Snowing at the cabin. Fire in the wood stove. All kinds of quiet both inside and out. All good ingredients for a productive night of musing. I write an outdoors column for a small newspaper in northern Wisconsin, but this month I took a flyer and followed some thoughts on days past and those we live in now....
Where Did The Day Go?
Chances are you have heard that phrase expressed by a harried coworker or exhausted parent, and you are likely one or both of those people. We stumble headlong through hectic days of job demands, kid activities, family commitments and outings, and in the span of a blink it’s dinner and bedtime. There always seems more to do and not enough hours. “Not enough hours in the day,” my dad often said, when we were hauling a fourth load of logs out of the woods and I thought there were plenty of hours, thank you, practically sleepwalking back to the house.
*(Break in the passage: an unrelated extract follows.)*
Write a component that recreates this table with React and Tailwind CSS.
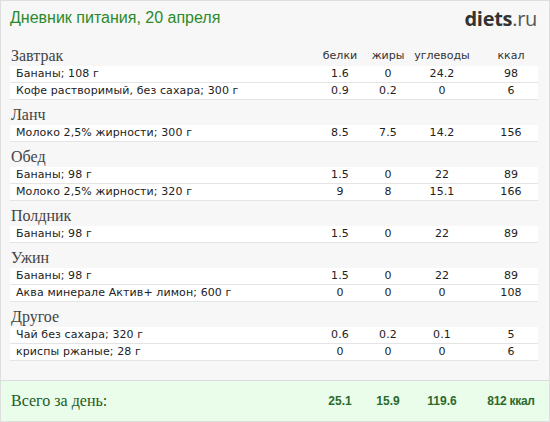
import React from 'react';

const meals = [
    {
        title: 'Завтрак',
        items: [
            ['Бананы; 108 г', '1.6', '0', '24.2', '98'],
            ['Кофе растворимый, без сахара; 300 г', '0.9', '0.2', '0', '6'],
        ],
    },
    { title: 'Ланч', items: [['Молоко 2,5% жирности; 300 г', '8.5', '7.5', '14.2', '156']] },
    {
        title: 'Обед',
        items: [
            ['Бананы; 98 г', '1.5', '0', '22', '89'],
            ['Молоко 2,5% жирности; 320 г', '9', '8', '15.1', '166'],
        ],
    },
    { title: 'Полдник', items: [['Бананы; 98 г', '1.5', '0', '22', '89']] },
    {
        title: 'Ужин',
        items: [
            ['Бананы; 98 г', '1.5', '0', '22', '89'],
            ['Аква минерале Актив+ лимон; 600 г', '0', '0', '0', '108'],
        ],
    },
    {
        title: 'Другое',
        items: [
            ['Чай без сахара; 320 г', '0.6', '0.2', '0.1', '5'],
            ['криспы ржаные; 28 г', '0', '0', '0', '6'],
        ],
    },
];

const serif = "font-['Liberation_Serif',serif]";
const sans = "font-['DejaVu_Sans',sans-serif]";
const cols = 'grid grid-cols-[1fr_48px_48px_60px_66px]';

const App = () => {
    return (
        <div className="w-[550px] h-[422px] bg-[#f7f7f7] border border-[#dedede] flex flex-col overflow-hidden">
            <div className="flex items-start justify-between h-[40px] px-[9px] pt-[7px]">
                <h1 className="text-[16px] leading-[20px] text-[#2b8a2b] font-['Liberation_Sans',sans-serif]">
                    Дневник питания, 20 апреля
                </h1>
                <div className="text-[20px] leading-[22px] font-['Open_Sans',sans-serif] tracking-[-0.3px] mr-[3px]">
                    <span className="font-bold text-[#333]">diets</span>
                    <span className="text-[#555]">.ru</span>
                </div>
            </div>

            <div className="pl-[9px] pr-[11px]">
                {meals.map((meal, i) => (
                    <div key={meal.title}>
                        <div className={`${cols} h-[25px] items-end`}>
                            <div className={`${serif} text-[16px] leading-[20px] text-[#444] pl-[1px]`}>{meal.title}</div>
                            {i === 0 && (
                                <>
                                    <div className={`${sans} text-[11px] leading-[20px] text-[#333] text-center`}>белки</div>
                                    <div className={`${sans} text-[11px] leading-[20px] text-[#333] text-center`}>жиры</div>
                                    <div className={`${sans} text-[11px] leading-[20px] text-[#333] text-center`}>углеводы</div>
                                    <div className={`${sans} text-[11px] leading-[20px] text-[#333] text-center pl-[12px]`}>ккал</div>
                                </>
                            )}
                        </div>
                        {meal.items.map((row) => (
                            <div
                                key={row[0]}
                                className={`${cols} ${sans} h-[17px] items-center bg-white border-b border-[#e4e4e4] text-[11px] text-[#222] tracking-[0.1px]`}
                            >
                                <div className="pl-[6px] whitespace-nowrap">{row[0]}</div>
                                <div className="text-center">{row[1]}</div>
                                <div className="text-center">{row[2]}</div>
                                <div className="text-center">{row[3]}</div>
                                <div className="text-center pl-[12px]">{row[4]}</div>
                            </div>
                        ))}
                    </div>
                ))}
            </div>

            <div className="mt-auto h-[41px] bg-[#eafdea] border-t border-[#dcdcdc] pl-[10px] pr-[11px]">
                <div className={`${cols} h-full items-center pb-[1px]`}>
                    <div className={`${serif} text-[16px] text-[#1d5b1d]`}>Всего за день:</div>
                    <div className="text-center font-['Liberation_Sans',sans-serif] font-bold text-[12px] text-[#2c6a2c]">25.1</div>
                    <div className="text-center font-['Liberation_Sans',sans-serif] font-bold text-[12px] text-[#2c6a2c]">15.9</div>
                    <div className="text-center font-['Liberation_Sans',sans-serif] font-bold text-[12px] text-[#2c6a2c]">119.6</div>
                    <div className="text-center pl-[12px] font-['Liberation_Sans',sans-serif] font-bold text-[12px] text-[#2c6a2c] tracking-[-0.3px]">812 ккал</div>
                </div>
            </div>
        </div>
    );
};

export default App;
What if we knew where the days went? What if there was a repository of days we could walk into, and revisit those that have passed? I asked a friend this question and we both agreed we’d like to know where that place is. We talked about what we might do if we could make an adjustment or two to some of those days, perhaps amend a regret or do something longer or say something different or say it twice. In this month of giving thanks, we talked about what was and what is to come.
Replay. I think most of us have an abundance of days or memories we are fond of, and that’s a good thing. Wouldn’t it be great to fly again triumphantly through the unfettered joy of a few of those times? Kind of like playing your favorite song over and over, singing, living, being a little louder every time.
Fast forward. Jump ahead to a good part, where you were winning, when you learned to ride a bike, when you taught your child to ride one, when you celebrated or danced or listened to a loon call on a moonlit, summer night. Leap past a bad part, when it hurt too much and the tears were too many, when you stumbled and fell, when that time didn’t work out like you wanted it to.
Choose a moment. Say that thing you wish you would have, when you had the chance. Keep quiet when you didn’t. Hug, kiss, shout it out.
Go to that place, the one you wanted to be in, just a little earlier. To make things right.
To be there when you were wanted.
To help when you were needed.
To love when you could have.
Erase one minute or ten or an hour. There were times of guilt, of shame, that we might wish did not happen. Times of debilitating sadness or red hot anger that brought us down. Would you erase an entire day, though, even a bad one? I am not sure I would. We have so few of them; even the rough ones have slivers of hope.
I would go to this house of days, if it were there. I would change what I could to make more laughs than tears. But right now there is today. Follow where it leads, embrace what comes. Hug your kids. Find that person and say it. Believe in that promise. Go to that place and do.
What will you do with your day?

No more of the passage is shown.